STATED PROBLEM: Leave out the pictures and reproduce all of the data exactly.

######

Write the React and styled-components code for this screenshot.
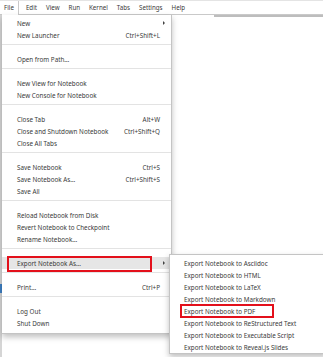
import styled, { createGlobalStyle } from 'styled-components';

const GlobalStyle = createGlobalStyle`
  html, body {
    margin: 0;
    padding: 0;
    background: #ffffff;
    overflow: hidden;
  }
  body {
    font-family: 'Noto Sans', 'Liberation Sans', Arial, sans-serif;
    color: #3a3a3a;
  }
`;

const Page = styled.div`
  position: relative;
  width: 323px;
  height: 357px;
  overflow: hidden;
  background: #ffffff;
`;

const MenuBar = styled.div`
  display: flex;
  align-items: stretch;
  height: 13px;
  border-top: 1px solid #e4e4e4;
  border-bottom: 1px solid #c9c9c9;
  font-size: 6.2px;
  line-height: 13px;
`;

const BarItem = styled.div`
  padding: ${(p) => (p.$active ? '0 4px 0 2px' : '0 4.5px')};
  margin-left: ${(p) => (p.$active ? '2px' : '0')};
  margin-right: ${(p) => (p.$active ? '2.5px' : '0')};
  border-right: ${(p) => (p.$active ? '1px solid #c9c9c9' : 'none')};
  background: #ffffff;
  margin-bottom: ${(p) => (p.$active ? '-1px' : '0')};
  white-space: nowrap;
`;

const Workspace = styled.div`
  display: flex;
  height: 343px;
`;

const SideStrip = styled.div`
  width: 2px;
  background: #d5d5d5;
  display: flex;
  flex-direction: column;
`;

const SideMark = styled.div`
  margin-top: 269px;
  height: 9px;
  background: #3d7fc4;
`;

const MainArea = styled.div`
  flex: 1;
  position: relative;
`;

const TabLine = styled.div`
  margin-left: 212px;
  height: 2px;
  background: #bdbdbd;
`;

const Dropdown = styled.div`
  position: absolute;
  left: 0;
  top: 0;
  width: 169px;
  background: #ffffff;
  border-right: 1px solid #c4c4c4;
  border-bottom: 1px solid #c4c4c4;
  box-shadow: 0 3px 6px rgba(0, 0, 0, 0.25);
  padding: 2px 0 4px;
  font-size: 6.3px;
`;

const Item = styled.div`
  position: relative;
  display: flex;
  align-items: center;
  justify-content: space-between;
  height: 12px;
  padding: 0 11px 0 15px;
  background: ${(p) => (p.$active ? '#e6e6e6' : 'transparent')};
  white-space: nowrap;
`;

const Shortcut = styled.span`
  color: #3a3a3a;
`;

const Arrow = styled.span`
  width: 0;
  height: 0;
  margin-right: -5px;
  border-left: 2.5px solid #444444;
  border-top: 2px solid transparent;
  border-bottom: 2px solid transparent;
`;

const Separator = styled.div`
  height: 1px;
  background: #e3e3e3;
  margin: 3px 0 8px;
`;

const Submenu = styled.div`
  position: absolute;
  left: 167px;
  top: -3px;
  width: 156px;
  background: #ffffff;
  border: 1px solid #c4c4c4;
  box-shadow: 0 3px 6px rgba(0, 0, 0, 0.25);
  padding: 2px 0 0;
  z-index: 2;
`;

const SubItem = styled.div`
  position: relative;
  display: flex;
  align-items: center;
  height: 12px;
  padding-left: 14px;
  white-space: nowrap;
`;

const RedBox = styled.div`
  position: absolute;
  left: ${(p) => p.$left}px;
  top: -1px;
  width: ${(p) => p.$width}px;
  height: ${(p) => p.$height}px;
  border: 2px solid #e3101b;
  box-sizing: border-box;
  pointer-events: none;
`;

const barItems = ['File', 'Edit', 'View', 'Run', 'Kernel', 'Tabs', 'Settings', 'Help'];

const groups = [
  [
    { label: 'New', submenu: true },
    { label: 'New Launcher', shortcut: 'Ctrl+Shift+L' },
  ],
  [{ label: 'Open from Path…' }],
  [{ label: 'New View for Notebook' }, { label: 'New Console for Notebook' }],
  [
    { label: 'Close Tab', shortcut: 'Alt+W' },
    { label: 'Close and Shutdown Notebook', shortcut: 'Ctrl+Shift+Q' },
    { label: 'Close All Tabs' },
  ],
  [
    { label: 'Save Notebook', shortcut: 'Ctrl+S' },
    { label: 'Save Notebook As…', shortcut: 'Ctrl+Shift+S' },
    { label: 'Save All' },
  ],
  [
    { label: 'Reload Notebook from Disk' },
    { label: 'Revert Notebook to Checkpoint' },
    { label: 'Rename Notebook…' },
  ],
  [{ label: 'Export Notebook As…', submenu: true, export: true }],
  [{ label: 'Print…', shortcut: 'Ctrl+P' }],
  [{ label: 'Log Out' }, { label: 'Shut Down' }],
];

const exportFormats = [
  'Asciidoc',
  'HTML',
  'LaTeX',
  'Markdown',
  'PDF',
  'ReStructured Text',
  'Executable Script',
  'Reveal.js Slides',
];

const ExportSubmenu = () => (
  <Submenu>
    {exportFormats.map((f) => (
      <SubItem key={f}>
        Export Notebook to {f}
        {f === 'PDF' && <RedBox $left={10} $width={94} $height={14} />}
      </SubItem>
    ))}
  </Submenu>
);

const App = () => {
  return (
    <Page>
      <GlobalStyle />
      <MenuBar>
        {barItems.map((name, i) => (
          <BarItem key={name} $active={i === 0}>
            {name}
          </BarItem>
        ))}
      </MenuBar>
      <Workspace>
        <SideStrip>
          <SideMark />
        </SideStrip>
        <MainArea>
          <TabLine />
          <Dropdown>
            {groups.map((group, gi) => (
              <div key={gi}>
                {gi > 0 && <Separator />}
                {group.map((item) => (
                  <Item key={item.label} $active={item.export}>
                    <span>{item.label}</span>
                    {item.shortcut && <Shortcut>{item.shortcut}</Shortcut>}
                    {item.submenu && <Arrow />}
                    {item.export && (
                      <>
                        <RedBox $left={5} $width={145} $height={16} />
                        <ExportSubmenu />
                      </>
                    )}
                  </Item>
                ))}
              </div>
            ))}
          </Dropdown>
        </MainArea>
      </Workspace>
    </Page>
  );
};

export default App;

######

FINISHED TASK:
Write the React and styled-components code for this screenshot.
import styled, { createGlobalStyle } from 'styled-components';

const GlobalStyle = createGlobalStyle`
  html, body {
    margin: 0;
    padding: 0;
    background: #ffffff;
    overflow: hidden;
  }
  body {
    font-family: 'Noto Sans', 'Liberation Sans', Arial, sans-serif;
    color: #3a3a3a;
  }
`;

const Page = styled.div`
  position: relative;
  width: 323px;
  height: 357px;
  overflow: hidden;
  background: #ffffff;
`;

const MenuBar = styled.div`
  display: flex;
  align-items: stretch;
  height: 13px;
  border-top: 1px solid #e4e4e4;
  border-bottom: 1px solid #c9c9c9;
  font-size: 6.2px;
  line-height: 13px;
`;

const BarItem = styled.div`
  padding: ${(p) => (p.$active ? '0 4px 0 2px' : '0 4.5px')};
  margin-left: ${(p) => (p.$active ? '2px' : '0')};
  margin-right: ${(p) => (p.$active ? '2.5px' : '0')};
  border-right: ${(p) => (p.$active ? '1px solid #c9c9c9' : 'none')};
  background: #ffffff;
  margin-bottom: ${(p) => (p.$active ? '-1px' : '0')};
  white-space: nowrap;
`;

const Workspace = styled.div`
  display: flex;
  height: 343px;
`;

const SideStrip = styled.div`
  width: 2px;
  background: #d5d5d5;
  display: flex;
  flex-direction: column;
`;

const SideMark = styled.div`
  margin-top: 269px;
  height: 9px;
  background: #3d7fc4;
`;

const MainArea = styled.div`
  flex: 1;
  position: relative;
`;

const TabLine = styled.div`
  margin-left: 212px;
  height: 2px;
  background: #bdbdbd;
`;

const Dropdown = styled.div`
  position: absolute;
  left: 0;
  top: 0;
  width: 169px;
  background: #ffffff;
  border-right: 1px solid #c4c4c4;
  border-bottom: 1px solid #c4c4c4;
  box-shadow: 0 3px 6px rgba(0, 0, 0, 0.25);
  padding: 2px 0 4px;
  font-size: 6.3px;
`;

const Item = styled.div`
  position: relative;
  display: flex;
  align-items: center;
  justify-content: space-between;
  height: 12px;
  padding: 0 11px 0 15px;
  background: ${(p) => (p.$active ? '#e6e6e6' : 'transparent')};
  white-space: nowrap;
`;

const Shortcut = styled.span`
  color: #3a3a3a;
`;

const Arrow = styled.span`
  width: 0;
  height: 0;
  margin-right: -5px;
  border-left: 2.5px solid #444444;
  border-top: 2px solid transparent;
  border-bottom: 2px solid transparent;
`;

const Separator = styled.div`
  height: 1px;
  background: #e3e3e3;
  margin: 3px 0 8px;
`;

const Submenu = styled.div`
  position: absolute;
  left: 167px;
  top: -3px;
  width: 156px;
  background: #ffffff;
  border: 1px solid #c4c4c4;
  box-shadow: 0 3px 6px rgba(0, 0, 0, 0.25);
  padding: 2px 0 0;
  z-index: 2;
`;

const SubItem = styled.div`
  position: relative;
  display: flex;
  align-items: center;
  height: 12px;
  padding-left: 14px;
  white-space: nowrap;
`;

const RedBox = styled.div`
  position: absolute;
  left: ${(p) => p.$left}px;
  top: -1px;
  width: ${(p) => p.$width}px;
  height: ${(p) => p.$height}px;
  border: 2px solid #e3101b;
  box-sizing: border-box;
  pointer-events: none;
`;

const barItems = ['File', 'Edit', 'View', 'Run', 'Kernel', 'Tabs', 'Settings', 'Help'];

const groups = [
  [
    { label: 'New', submenu: true },
    { label: 'New Launcher', shortcut: 'Ctrl+Shift+L' },
  ],
  [{ label: 'Open from Path…' }],
  [{ label: 'New View for Notebook' }, { label: 'New Console for Notebook' }],
  [
    { label: 'Close Tab', shortcut: 'Alt+W' },
    { label: 'Close and Shutdown Notebook', shortcut: 'Ctrl+Shift+Q' },
    { label: 'Close All Tabs' },
  ],
  [
    { label: 'Save Notebook', shortcut: 'Ctrl+S' },
    { label: 'Save Notebook As…', shortcut: 'Ctrl+Shift+S' },
    { label: 'Save All' },
  ],
  [
    { label: 'Reload Notebook from Disk' },
    { label: 'Revert Notebook to Checkpoint' },
    { label: 'Rename Notebook…' },
  ],
  [{ label: 'Export Notebook As…', submenu: true, export: true }],
  [{ label: 'Print…', shortcut: 'Ctrl+P' }],
  [{ label: 'Log Out' }, { label: 'Shut Down' }],
];

const exportFormats = [
  'Asciidoc',
  'HTML',
  'LaTeX',
  'Markdown',
  'PDF',
  'ReStructured Text',
  'Executable Script',
  'Reveal.js Slides',
];

const ExportSubmenu = () => (
  <Submenu>
    {exportFormats.map((f) => (
      <SubItem key={f}>
        Export Notebook to {f}
        {f === 'PDF' && <RedBox $left={10} $width={94} $height={14} />}
      </SubItem>
    ))}
  </Submenu>
);

const App = () => {
  return (
    <Page>
      <GlobalStyle />
      <MenuBar>
        {barItems.map((name, i) => (
          <BarItem key={name} $active={i === 0}>
            {name}
          </BarItem>
        ))}
      </MenuBar>
      <Workspace>
        <SideStrip>
          <SideMark />
        </SideStrip>
        <MainArea>
          <TabLine />
          <Dropdown>
            {groups.map((group, gi) => (
              <div key={gi}>
                {gi > 0 && <Separator />}
                {group.map((item) => (
                  <Item key={item.label} $active={item.export}>
                    <span>{item.label}</span>
                    {item.shortcut && <Shortcut>{item.shortcut}</Shortcut>}
                    {item.submenu && <Arrow />}
                    {item.export && (
                      <>
                        <RedBox $left={5} $width={145} $height={16} />
                        <ExportSubmenu />
                      </>
                    )}
                  </Item>
                ))}
              </div>
            ))}
          </Dropdown>
        </MainArea>
      </Workspace>
    </Page>
  );
};

export default App;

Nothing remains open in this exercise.